I love Joshua Tree.
I think if I decide to get cremated, I would like my ashes scrambled to the top of the boulders overlooking the ocean of eerie, twisted Joshua trees and then let the intense wind blow them away.
Preferably, directly into someone’s yawning mouth. I would like a good laugh as I disperse into oblivion.
My friends and I come to JT every year, each time picking the worst weekend for weather.
In past years, it’s been either hot as hell or colder than a witches tit in a brass bra face down in the snow.
This was another one of those years.
We caravanned with another car, my friend driving EXACTLY the speed limit and NOT tailgating anyone!
IT WAS PURE TORTURE.
How can people drive like this? It’s not very responsible, I tell you. Driving someone batty like that.
We arrive to our favorite campground, Hidden Valley, to find ZERO available spots.
We have to drive 20 minutes further into the park before we locate the enormous Jumbo Rocks site, unload our crap and begin the arduous task of setting up our tents.
I have the luxury of camping with Thelma and Louise, campers extraordinaire who do everything for me. I’ve become quite spoiled!
They won’t, however, put up my tent.
I dread this part. I’m all thumbs and jam myself in the eye with a tent pole at least once every 16 seconds.
And then, when all is said and done and the tent is nicely staked in the dry earth, I realize the front door is facing a deadly prickly cactus plant.
In my laziness, I try to negotiate how I would wriggle through the 3 available inches of space into the tent entrance and not have to move the damn thing.
Our favorite camping beverage is the Michelada. Our dear friend Risque has a very specific recipe for them, which we cannot deviate from. We must use Tecate Light.
CAN YOU SPOT THE HIDING LIMES?
We sip our beer, lime, tequila concoctions, wishing it was about 10 degrees warmer and listen to the random, easy-listening tunes that emit from Thelma’s pathetically tiny boombox. It’s so old, I can only assume it was stolen from the set of Saved by the Bell.
For lunch, we snack on some incredible chicken salad that Louise has made, with basil and cranberries. This stuff is poultry heaven.
Which is why I posed my sandwich lovingly on a rock.

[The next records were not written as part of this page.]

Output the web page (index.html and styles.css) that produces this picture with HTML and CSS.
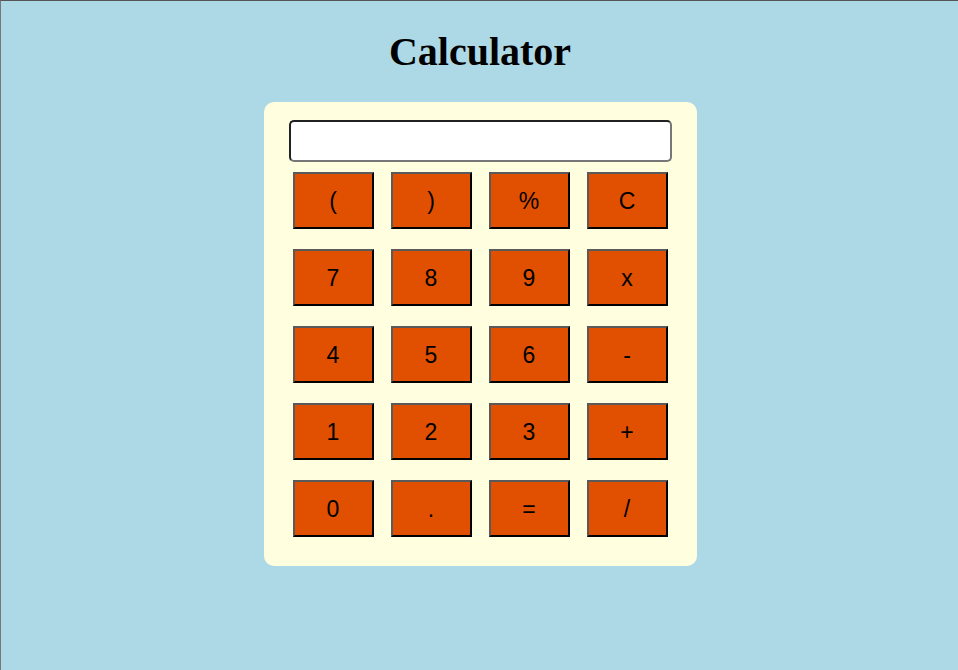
FILE: index.html
```html
<!DOCTYPE html>
<html>
<head>
<meta charset="utf-8">
<title>Calculator</title>
<link rel="stylesheet" href="styles.css">
</head>
<body>
<div class="page">
  <h1 class="title">Calculator</h1>
  <div class="calc">
    <input class="display" type="text">
    <div class="keys">
      <button class="key">(</button>
      <button class="key">)</button>
      <button class="key">%</button>
      <button class="key">C</button>
      <button class="key">7</button>
      <button class="key">8</button>
      <button class="key">9</button>
      <button class="key">x</button>
      <button class="key">4</button>
      <button class="key">5</button>
      <button class="key">6</button>
      <button class="key">-</button>
      <button class="key">1</button>
      <button class="key">2</button>
      <button class="key">3</button>
      <button class="key">+</button>
      <button class="key">0</button>
      <button class="key">.</button>
      <button class="key">=</button>
      <button class="key">/</button>
    </div>
  </div>
</div>
</body>
</html>
```

FILE: styles.css
```css
html, body {
  margin: 0;
  padding: 0;
  height: 100%;
}
body {
  background: #add8e6;
  box-sizing: border-box;
  border-top: 1px solid #555;
  border-left: 1px solid #777;
  font-family: "Liberation Serif", serif;
  overflow: hidden;
}
.page {
  display: flex;
  flex-direction: column;
  align-items: center;
  padding-top: 28px;
  padding-left: 1px;
}
.title {
  margin: 0 0 27px;
  font-size: 40px;
  line-height: 46px;
  font-weight: bold;
  color: #000;
}
.calc {
  width: 433px;
  box-sizing: border-box;
  background: #ffffe0;
  border-radius: 10px;
  padding: 18px 25px 29px;
  display: flex;
  flex-direction: column;
}
.display {
  width: 383px;
  height: 42px;
  box-sizing: border-box;
  margin: 0 0 10px;
  border: 2px solid;
  border-color: #222 #777 #777 #222;
  border-radius: 5px;
  background: #fff;
  font-size: 20px;
  font-family: "Liberation Sans", sans-serif;
  outline: none;
}
.keys {
  display: grid;
  grid-template-columns: repeat(4, 81px);
  grid-auto-rows: 57px;
  column-gap: 17px;
  row-gap: 20px;
  padding: 0 4px;
}
.key {
  box-sizing: border-box;
  margin: 0;
  padding: 2px 0 0;
  background: #e05000;
  border: 2px solid;
  border-color: #5a5a5a #000 #000 #5a5a5a;
  font-family: "Liberation Sans", Arial, sans-serif;
  font-size: 23px;
  color: #000;
}
```
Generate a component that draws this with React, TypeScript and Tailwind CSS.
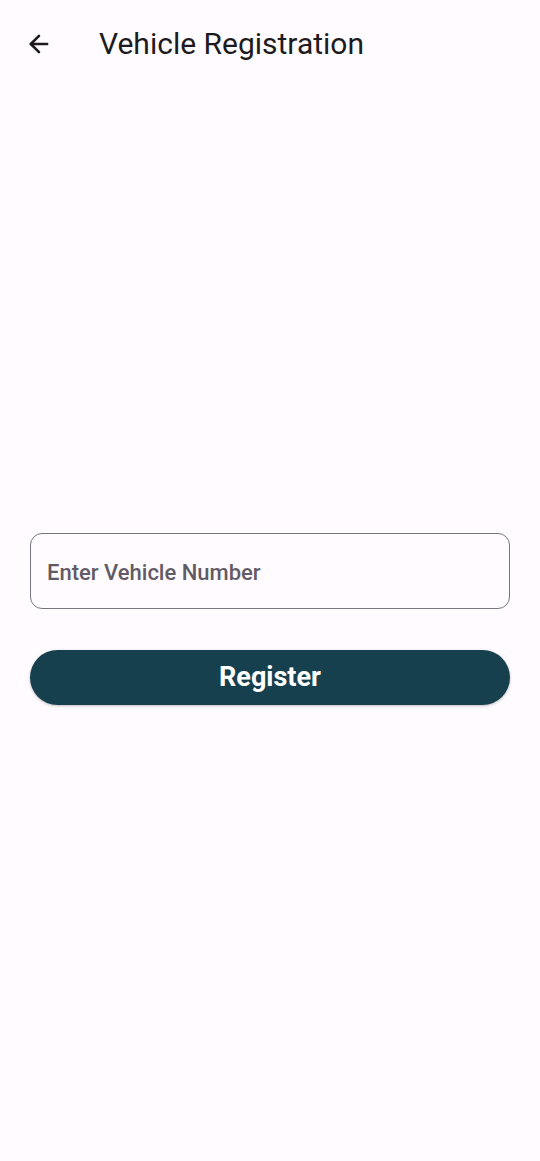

Who-A made some AWESOME cookies. I also posed them gratuitously on the same rock. Against their will.
We drank a bit too much that evening, and to use a joke that’s getting a bit old: By we, I mean me.
Once the white wine spritzers began a flowin’ and the desert dancing started, things got a bit kooky.
I was tied to my chair by the campfire and while I was “napping” someone drew a French looking mustache and goatee on my face with a sharpee!
When I woke up, I was looking at someone’s computer which as a little camera attached to it.
When I said “Hey look, I have a mustache” the guy replied, “Yeah, that’s just an application that ads facial hair to people.”
And I believed him.
The following morning, I noticed I was getting strange looks from everyone. They all seemed on the verge of cracking up.
And people kept calling me Pierre and making “no berets in the desert” jokes.
I was clueless.
Until I took one of my million self cam pictures.
When I went to admire myself, I see what has been done to me.
I was impressed, to say the least.
Before we knew it, everyone was up. We assumed it was 11. It was 8.
Who-A and I race off to hike up Ryan Mountain. We raced up the steep hill in record time, admiring the gorgeous views only on our way down.
We later noticed the sign said the hike takes 2-3 hours. We had finished the whole thing in about 45 minutes! Nice work, us!
Later in the afternoon, we visit a quirky, outdoor art exhibit. A trash collage artist, if you will. I definitely appreciated it, as I used to do the same thing as a teenager.
I once covered my apartment wall with painted aluminum foil and painted over mannequin heads so they looked like aliens.
I was quite well adjusted.
That evening we wander around our campground, scramble on some rocks and watch the sun set. JT is so beautiful during this time, the magic hour.
We eat some awesome steaks and corn for that evenings’ dinner, trying to stay warm by our pathetic dwindling fire.
We thought the guy next door would be leaving us his firewood before he departed, but decided to stay another night, the bastard!
As we shiver, bundled in blankets, over the single, glowing piece of coal (just as Bob Cratchet would have done) the neighbor comes over with his kid and all of his firewood!
“Well, no point in having two fires!”
Good guy. Didn’t have a single thing of interest to say.
We spend a miserable, freezing, windy night.
My tent is missing its rain cover, so it was like it was sleeping inside a screen door all night. My tent was like a wind aphrodisiac!
My air mattress lost air the night before but I couldn’t be bothered to refill it. So, whenever I felt my butt touch the ground, I made sure to contort my body in unheard of positions to prevent future butt touchings.
The next morning, tired, cold and sore, we all wanted to get the hell out of there. I think we were completely packed up and gone by about 9!